— Given data —
------------------------------------
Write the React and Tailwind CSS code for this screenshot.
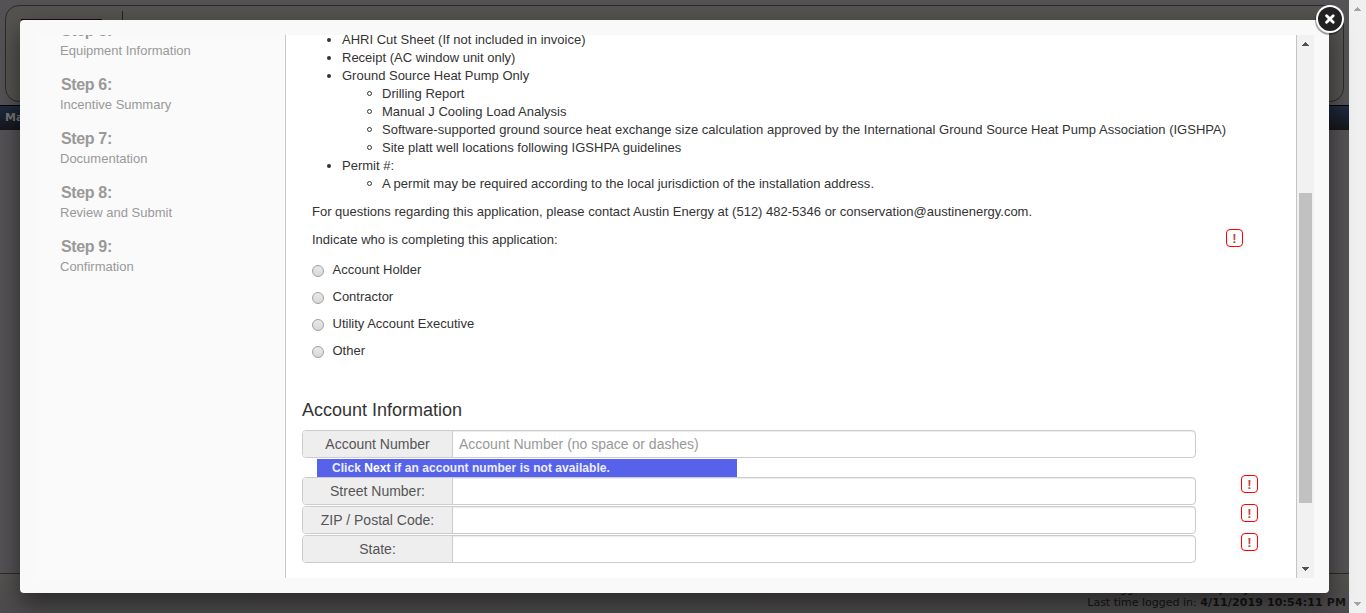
import React from "react";

const steps = [
  ["Step 5:", "Equipment Information"],
  ["Step 6:", "Incentive Summary"],
  ["Step 7:", "Documentation"],
  ["Step 8:", "Review and Submit"],
  ["Step 9:", "Confirmation"],
];

const documents = [
  { text: "AHRI Cut Sheet (If not included in invoice)" },
  { text: "Receipt (AC window unit only)" },
  {
    text: "Ground Source Heat Pump Only",
    children: [
      "Drilling Report",
      "Manual J Cooling Load Analysis",
      "Software-supported ground source heat exchange size calculation approved by the International Ground Source Heat Pump Association (IGSHPA)",
      "Site platt well locations following IGSHPA guidelines",
    ],
  },
  {
    text: "Permit #:",
    children: ["A permit may be required according to the local jurisdiction of the installation address."],
  },
];

const roles = ["Account Holder", "Contractor", "Utility Account Executive", "Other"];

function Arrow({ up, color }) {
  return (
    <svg width="7" height="4" viewBox="0 0 7 4" fill={color} shapeRendering="crispEdges">
      {up ? <path d="M3 0h1v1h1v1h1v1h1v1H0V3h1V2h1V1h1z" /> : <path d="M0 0h7v1H6v1H5v1H4v1H3V3H2V2H1V1H0z" />}
    </svg>
  );
}

function Required() {
  return (
    <span className="flex h-[18px] w-[17px] items-center justify-center rounded-[4px] border border-[#f00] text-[13px] leading-none font-bold text-[#b94a48]">
      !
    </span>
  );
}

function Field({ label, placeholder, required }) {
  return (
    <div className="flex h-7 items-start">
      <label className="flex h-7 w-[894px] rounded border border-[#ccc] bg-white text-[14px] leading-[26px]">
        <span className="w-[150px] shrink-0 rounded-l-[3px] border-r border-[#ccc] bg-[#eee] text-center text-[#555]">
          {label}
        </span>
        <input
          className="min-w-0 flex-1 rounded-r-[3px] px-1.5 shadow-[inset_0_1px_1px_rgba(0,0,0,0.075)] outline-none placeholder:text-[#999]"
          placeholder={placeholder}
        />
      </label>
      {required && (
        <div className="-mt-0.5 ml-[45px]">
          <Required />
        </div>
      )}
    </div>
  );
}

function PageBehind() {
  return (
    <div className="flex h-full bg-[#f0f0f0]">
      <div className="flex min-w-0 flex-1 flex-col bg-[#545254]">
        <div className="px-[5px] pt-[5px] pb-[3px]">
          <div className="flex h-[97px] rounded-[14px] border border-[#2c2b2c] bg-[#55534f]">
            <div className="mt-[13px] ml-[15px] h-4 w-[81px] bg-[#180c14]" />
            <div className="mt-[5px] ml-5 h-20 w-px bg-[#222]" />
          </div>
        </div>
        <div className="h-[25px] border-t border-black bg-linear-to-b from-[#1e2b40] to-[#15161b] pl-[5px] font-['DejaVu_Sans'] text-[11px] leading-[23px] font-bold text-[#777]">
          Main
        </div>
        <div className="flex-1" />
        <div className="h-10 border-t border-[#2c2b2a] bg-linear-to-b from-[#555350] to-[#4c4a4c] pt-[9px] pr-[3px] text-right font-['DejaVu_Sans'] text-[11px] leading-[13px] whitespace-nowrap text-[#141414]">
          <div className="pr-[96px]">Logged in as: <b>Trade, Ally</b></div>
          <div>Last time logged in: <b className="tracking-[0.13px]">4/11/2019 10:54:11 PM</b></div>
        </div>
      </div>
      <div className="flex w-[17px] shrink-0 flex-col items-center justify-between pt-[7px] pb-[7px]">
        <Arrow up color="#a3a3a3" />
        <Arrow color="#a3a3a3" />
      </div>
    </div>
  );
}

export default function App() {
  return (
    <div className="relative h-[613px] w-[1366px] overflow-hidden font-['Liberation_Sans',sans-serif] text-[13px] leading-[18px] text-[#333]">
      <PageBehind />
      <div className="absolute top-5 left-5 h-[573px] w-[1309px] rounded bg-[#f9f9f9] p-[15px] shadow-[0_10px_25px_rgba(0,0,0,0.5)]">
        <div className="flex h-[543px]">
          <aside className="w-[251px] shrink-0 overflow-hidden border-r border-[#c8c8c8] bg-[#fafafa] pl-[25px] text-[#999]">
            <div className="-mt-[14px]">
              {steps.map(([title, name]) => (
                <div key={title} className="h-[54px] leading-5">
                  <div className="pl-px text-[16px] font-bold tracking-[-0.35px]">{title}</div>
                  <div>{name}</div>
                </div>
              ))}
            </div>
          </aside>
          <main className="min-w-0 flex-1 overflow-hidden bg-white">
            <div className="-mt-1 pl-[26px]">
              <ul className="pl-[30px]">
                {documents.map((doc) => (
                  <li
                    key={doc.text}
                    className="before:mr-[11px] before:-ml-[15px] before:inline-block before:h-1 before:w-1 before:rounded-full before:bg-[#333] before:align-[2px]"
                  >
                    {doc.text}
                    {doc.children && (
                      <ul className="pl-10">
                        {doc.children.map((c) => (
                          <li
                            key={c}
                            className="tracking-[0.007px] before:mr-[10px] before:-ml-[15px] before:inline-block before:h-[5px] before:w-[5px] before:rounded-full before:border before:border-[#333] before:align-[2px]"
                          >
                            {c}
                          </li>
                        ))}
                      </ul>
                    )}
                  </li>
                ))}
              </ul>
              <p className="mt-2.5 tracking-[0.003px]">
                For questions regarding this application, please contact Austin Energy at (512) 482-5346 or conservation@austinenergy.com.
              </p>
              <div className="mt-2.5 flex h-[18px]">
                <p className="w-[914px]">Indicate who is completing this application:</p>
                <div className="-mt-0.5"><Required /></div>
              </div>
              <div className="mt-3">
                {roles.map((role) => (
                  <label key={role} className="flex h-[27px]">
                    <span className="mt-1 mr-[8.5px] h-3 w-3 rounded-full border border-[#a0a0a0] bg-linear-to-b from-[#e9e9e9] to-[#d8d8d8]" />
                    {role}
                  </label>
                ))}
              </div>
            </div>
            <section className="mt-[29px] pl-4">
              <h4 className="h-8 text-[18px] leading-6 text-[#333]">Account Information</h4>
              <Field label="Account Number" placeholder="Account Number (no space or dashes)" />
              <div className="mt-px ml-[15px] h-[18px] w-[420px] bg-[#5562e9] pl-[15px] text-[12px] font-bold tracking-[0.05px] text-[#eef]">
                Click <span className="text-white">Next</span> if an account number is not available.
              </div>
              <div className="flex flex-col gap-px">
                <Field label="Street Number:" required />
                <Field label="ZIP / Postal Code:" required />
                <Field label="State:" required />
              </div>
            </section>
          </main>
          <div className="flex w-[18px] shrink-0 flex-col items-center border-l border-[#c4c4c4] bg-[#f1f1f1] py-[7px]">
            <Arrow up color="#505050" />
            <div className="mt-[147px] h-[310px] w-[13px] bg-[#c1c1c1]" />
            <div className="mt-auto"><Arrow color="#505050" /></div>
          </div>
        </div>
      </div>
      <svg className="absolute top-[3px] left-[1313px]" width="34" height="34" viewBox="0 0 34 34">
        <circle cx="16.5" cy="17.5" r="14.5" fill="#000" opacity="0.35" />
        <circle cx="17" cy="16" r="13" fill="#222" stroke="#fff" strokeWidth="2" />
        <path d="M13.6 12.8l6.6 6.4M20.2 12.8l-6.6 6.4" stroke="#fff" strokeWidth="2.9" strokeLinecap="round" />
      </svg>
    </div>
  );
}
------------------------------------
— Short exercise —
Output the lines above in full and exactly as given, omitting any pictures.

— Exercise result —
Write the React and Tailwind CSS code for this screenshot.
import React from "react";

const steps = [
  ["Step 5:", "Equipment Information"],
  ["Step 6:", "Incentive Summary"],
  ["Step 7:", "Documentation"],
  ["Step 8:", "Review and Submit"],
  ["Step 9:", "Confirmation"],
];

const documents = [
  { text: "AHRI Cut Sheet (If not included in invoice)" },
  { text: "Receipt (AC window unit only)" },
  {
    text: "Ground Source Heat Pump Only",
    children: [
      "Drilling Report",
      "Manual J Cooling Load Analysis",
      "Software-supported ground source heat exchange size calculation approved by the International Ground Source Heat Pump Association (IGSHPA)",
      "Site platt well locations following IGSHPA guidelines",
    ],
  },
  {
    text: "Permit #:",
    children: ["A permit may be required according to the local jurisdiction of the installation address."],
  },
];

const roles = ["Account Holder", "Contractor", "Utility Account Executive", "Other"];

function Arrow({ up, color }) {
  return (
    <svg width="7" height="4" viewBox="0 0 7 4" fill={color} shapeRendering="crispEdges">
      {up ? <path d="M3 0h1v1h1v1h1v1h1v1H0V3h1V2h1V1h1z" /> : <path d="M0 0h7v1H6v1H5v1H4v1H3V3H2V2H1V1H0z" />}
    </svg>
  );
}

function Required() {
  return (
    <span className="flex h-[18px] w-[17px] items-center justify-center rounded-[4px] border border-[#f00] text-[13px] leading-none font-bold text-[#b94a48]">
      !
    </span>
  );
}

function Field({ label, placeholder, required }) {
  return (
    <div className="flex h-7 items-start">
      <label className="flex h-7 w-[894px] rounded border border-[#ccc] bg-white text-[14px] leading-[26px]">
        <span className="w-[150px] shrink-0 rounded-l-[3px] border-r border-[#ccc] bg-[#eee] text-center text-[#555]">
          {label}
        </span>
        <input
          className="min-w-0 flex-1 rounded-r-[3px] px-1.5 shadow-[inset_0_1px_1px_rgba(0,0,0,0.075)] outline-none placeholder:text-[#999]"
          placeholder={placeholder}
        />
      </label>
      {required && (
        <div className="-mt-0.5 ml-[45px]">
          <Required />
        </div>
      )}
    </div>
  );
}

function PageBehind() {
  return (
    <div className="flex h-full bg-[#f0f0f0]">
      <div className="flex min-w-0 flex-1 flex-col bg-[#545254]">
        <div className="px-[5px] pt-[5px] pb-[3px]">
          <div className="flex h-[97px] rounded-[14px] border border-[#2c2b2c] bg-[#55534f]">
            <div className="mt-[13px] ml-[15px] h-4 w-[81px] bg-[#180c14]" />
            <div className="mt-[5px] ml-5 h-20 w-px bg-[#222]" />
          </div>
        </div>
        <div className="h-[25px] border-t border-black bg-linear-to-b from-[#1e2b40] to-[#15161b] pl-[5px] font-['DejaVu_Sans'] text-[11px] leading-[23px] font-bold text-[#777]">
          Main
        </div>
        <div className="flex-1" />
        <div className="h-10 border-t border-[#2c2b2a] bg-linear-to-b from-[#555350] to-[#4c4a4c] pt-[9px] pr-[3px] text-right font-['DejaVu_Sans'] text-[11px] leading-[13px] whitespace-nowrap text-[#141414]">
          <div className="pr-[96px]">Logged in as: <b>Trade, Ally</b></div>
          <div>Last time logged in: <b className="tracking-[0.13px]">4/11/2019 10:54:11 PM</b></div>
        </div>
      </div>
      <div className="flex w-[17px] shrink-0 flex-col items-center justify-between pt-[7px] pb-[7px]">
        <Arrow up color="#a3a3a3" />
        <Arrow color="#a3a3a3" />
      </div>
    </div>
  );
}

export default function App() {
  return (
    <div className="relative h-[613px] w-[1366px] overflow-hidden font-['Liberation_Sans',sans-serif] text-[13px] leading-[18px] text-[#333]">
      <PageBehind />
      <div className="absolute top-5 left-5 h-[573px] w-[1309px] rounded bg-[#f9f9f9] p-[15px] shadow-[0_10px_25px_rgba(0,0,0,0.5)]">
        <div className="flex h-[543px]">
          <aside className="w-[251px] shrink-0 overflow-hidden border-r border-[#c8c8c8] bg-[#fafafa] pl-[25px] text-[#999]">
            <div className="-mt-[14px]">
              {steps.map(([title, name]) => (
                <div key={title} className="h-[54px] leading-5">
                  <div className="pl-px text-[16px] font-bold tracking-[-0.35px]">{title}</div>
                  <div>{name}</div>
                </div>
              ))}
            </div>
          </aside>
          <main className="min-w-0 flex-1 overflow-hidden bg-white">
            <div className="-mt-1 pl-[26px]">
              <ul className="pl-[30px]">
                {documents.map((doc) => (
                  <li
                    key={doc.text}
                    className="before:mr-[11px] before:-ml-[15px] before:inline-block before:h-1 before:w-1 before:rounded-full before:bg-[#333] before:align-[2px]"
                  >
                    {doc.text}
                    {doc.children && (
                      <ul className="pl-10">
                        {doc.children.map((c) => (
                          <li
                            key={c}
                            className="tracking-[0.007px] before:mr-[10px] before:-ml-[15px] before:inline-block before:h-[5px] before:w-[5px] before:rounded-full before:border before:border-[#333] before:align-[2px]"
                          >
                            {c}
                          </li>
                        ))}
                      </ul>
                    )}
                  </li>
                ))}
              </ul>
              <p className="mt-2.5 tracking-[0.003px]">
                For questions regarding this application, please contact Austin Energy at (512) 482-5346 or conservation@austinenergy.com.
              </p>
              <div className="mt-2.5 flex h-[18px]">
                <p className="w-[914px]">Indicate who is completing this application:</p>
                <div className="-mt-0.5"><Required /></div>
              </div>
              <div className="mt-3">
                {roles.map((role) => (
                  <label key={role} className="flex h-[27px]">
                    <span className="mt-1 mr-[8.5px] h-3 w-3 rounded-full border border-[#a0a0a0] bg-linear-to-b from-[#e9e9e9] to-[#d8d8d8]" />
                    {role}
                  </label>
                ))}
              </div>
            </div>
            <section className="mt-[29px] pl-4">
              <h4 className="h-8 text-[18px] leading-6 text-[#333]">Account Information</h4>
              <Field label="Account Number" placeholder="Account Number (no space or dashes)" />
              <div className="mt-px ml-[15px] h-[18px] w-[420px] bg-[#5562e9] pl-[15px] text-[12px] font-bold tracking-[0.05px] text-[#eef]">
                Click <span className="text-white">Next</span> if an account number is not available.
              </div>
              <div className="flex flex-col gap-px">
                <Field label="Street Number:" required />
                <Field label="ZIP / Postal Code:" required />
                <Field label="State:" required />
              </div>
            </section>
          </main>
          <div className="flex w-[18px] shrink-0 flex-col items-center border-l border-[#c4c4c4] bg-[#f1f1f1] py-[7px]">
            <Arrow up color="#505050" />
            <div className="mt-[147px] h-[310px] w-[13px] bg-[#c1c1c1]" />
            <div className="mt-auto"><Arrow color="#505050" /></div>
          </div>
        </div>
      </div>
      <svg className="absolute top-[3px] left-[1313px]" width="34" height="34" viewBox="0 0 34 34">
        <circle cx="16.5" cy="17.5" r="14.5" fill="#000" opacity="0.35" />
        <circle cx="17" cy="16" r="13" fill="#222" stroke="#fff" strokeWidth="2" />
        <path d="M13.6 12.8l6.6 6.4M20.2 12.8l-6.6 6.4" stroke="#fff" strokeWidth="2.9" strokeLinecap="round" />
      </svg>
    </div>
  );
}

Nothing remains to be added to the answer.